The industry ministry on Dec. 3 announced an outline of Japan’s new fast reactor project, the successor to the failed Monju prototype fast-breeder reactor that cost taxpayers more than 1 trillion yen ($8.82 billion).

The Ministry of Economy, Trade and Industry said it aims to start operations of the fast reactor in the middle of this century and full operations in the last half of the century. The outline, however, did not provide such details as the type of fast reactor envisioned and its anticipated output.

The government’s panel on developing a fast reactor, headed by industry minister Hiroshige Seko, is expected to approve the road map for the project by the year-end.

The fast reactor project will be Japan’s second attempt to create a nuclear fuel recycling program.

The first attempt centered on the Monju reactor in Fukui Prefecture. It was designed to use plutonium recovered from spent fuel from other reactors.

However, the prototype fast-breeder reactor was plagued with problems, including a sodium coolant leak and other safety issues, and had remained offline for more than two decades.

The government decided to decommission Monju in December 2016.

The ministry’s announcement on Dec. 3 is the first time authorities mentioned a targeted time frame for a fast reactor since scrapping Monju became official.

The government’s fuel-recycling plan contains four stages: building an experimental reactor, followed by a prototype reactor, a demonstration reactor and finally a commercial reactor.

Before the triple meltdown at the Fukushima No. 1 nuclear power plant in 2011, the government had planned to build a demonstration reactor for fuel recycling by around 2025 and a commercial reactor before 2050.

The Monju project was only in the second stage.

A fast reactor uses fast neutrons and burns plutonium efficiently.

The ministry’s outline said the government will try an array of nuclear technologies expected to be proposed by the private sector over the coming five years or so.

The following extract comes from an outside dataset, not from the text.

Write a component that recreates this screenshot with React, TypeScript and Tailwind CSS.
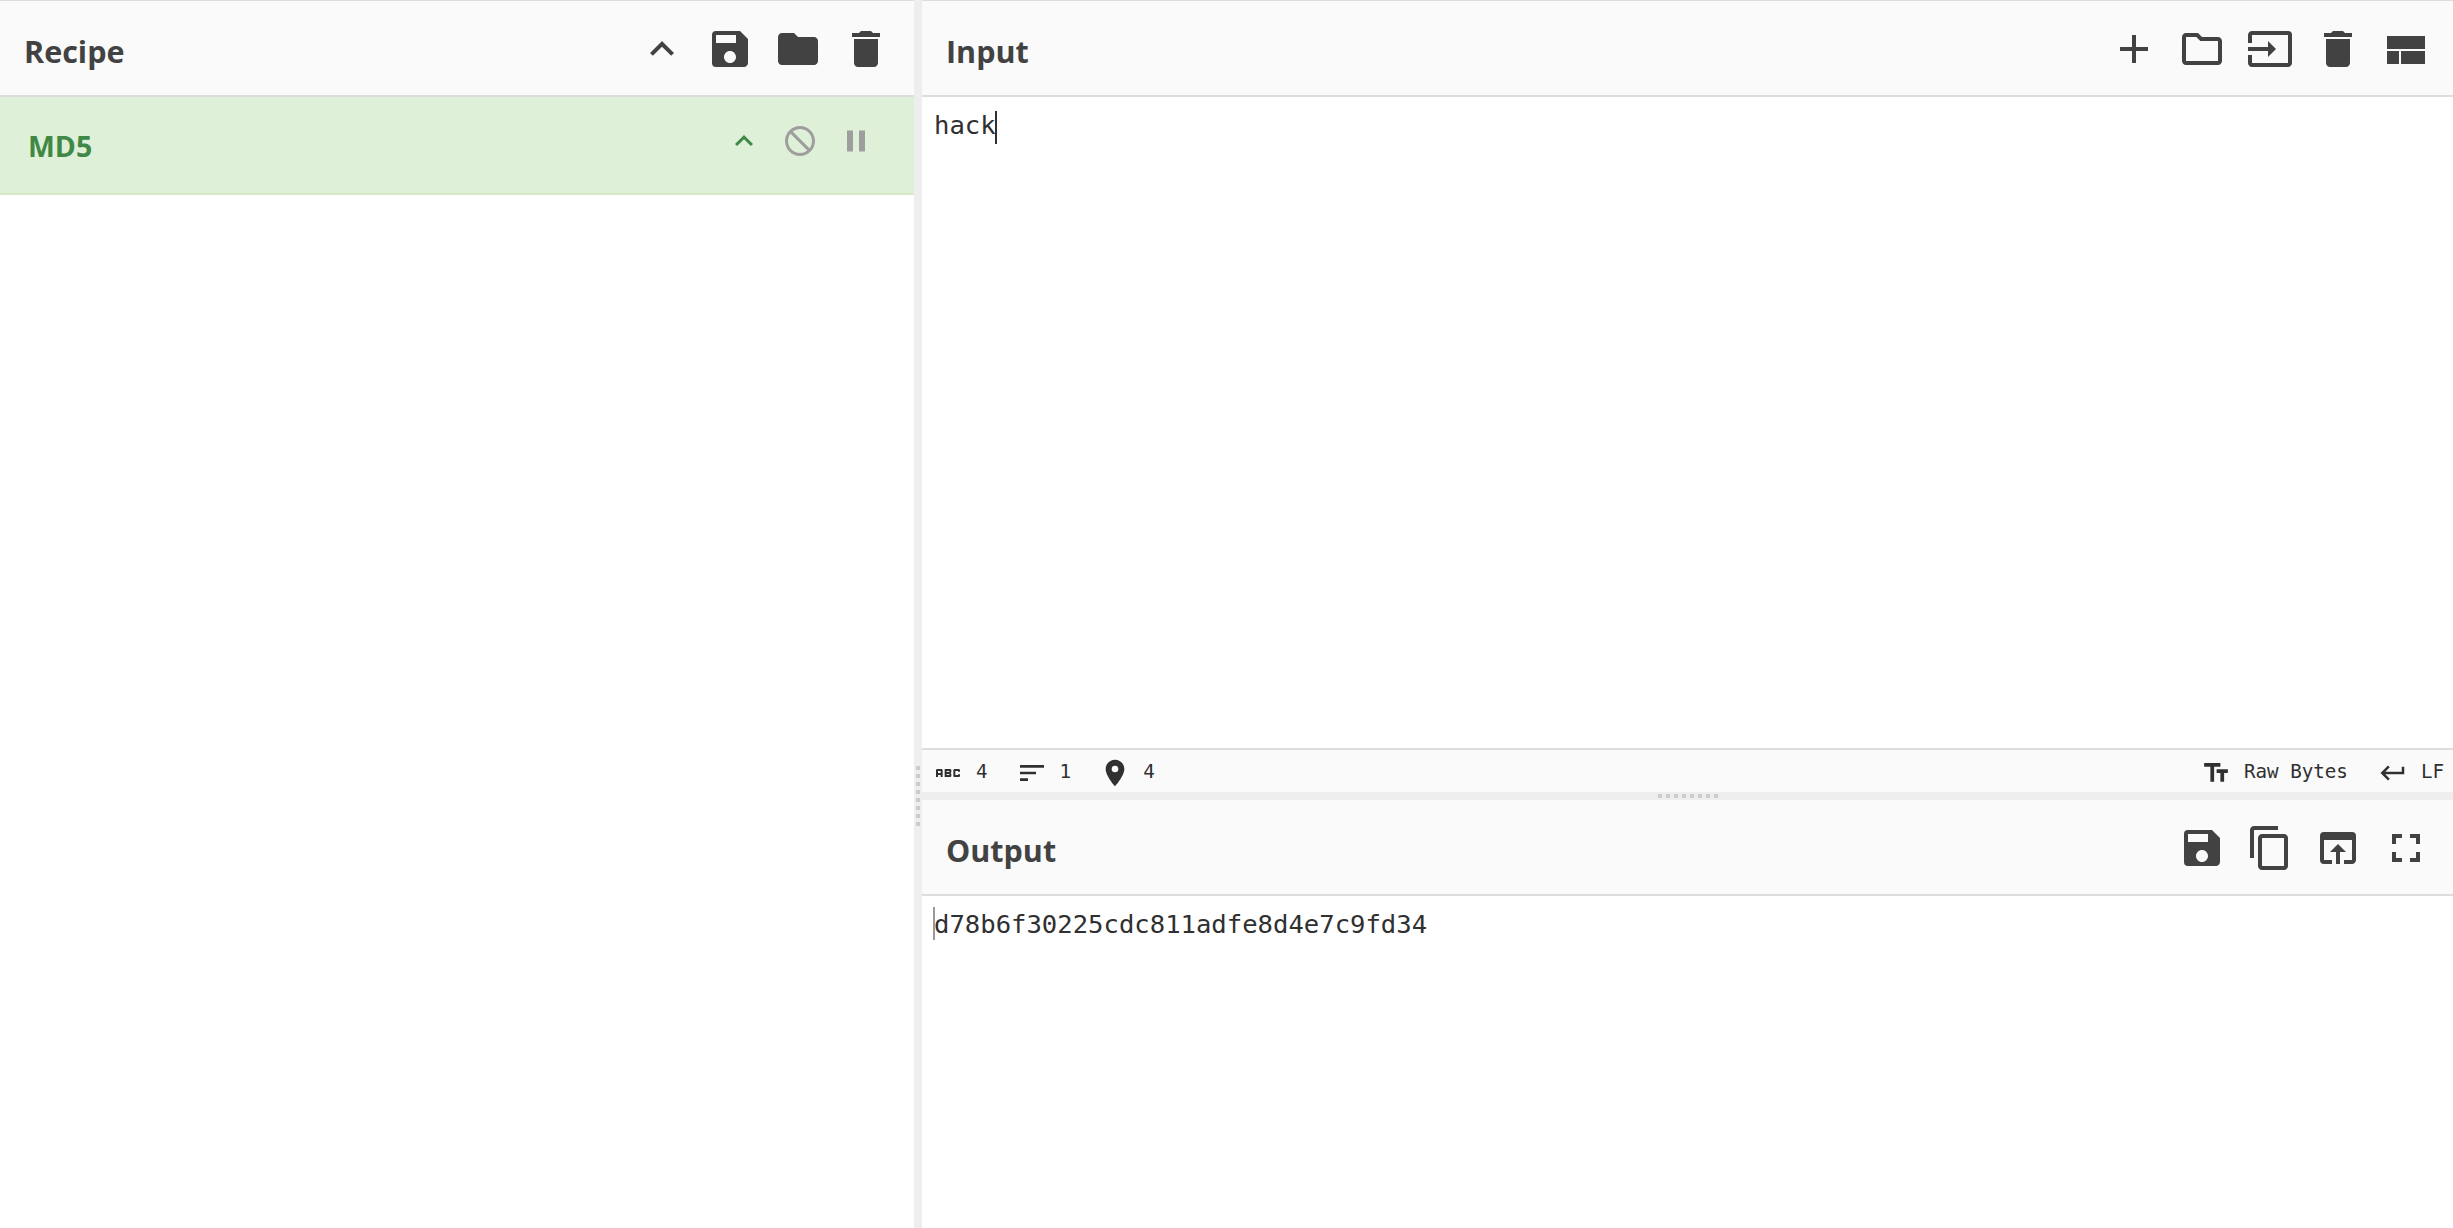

In 2024 or later, the government will narrow down which technologies it will adopt for the fast reactor project and craft a new road map to bring the reactor online.

But the project and spending are expected to come under scrutiny given the huge price tag for Monju and the scant results achieved.

After the decommissioning of Monju was announced, the government said it would participate in France’s Advanced Sodium Technological Reactor for Industrial Demonstration (ASTRID) reactor program.

But the French government decided to scale back the program this year, and Japan’s plan is now up in the air.

The outline did not refer to ASTRID, although it mentioned Japan’s readiness to cooperate with the United States, France and other countries in nuclear technology.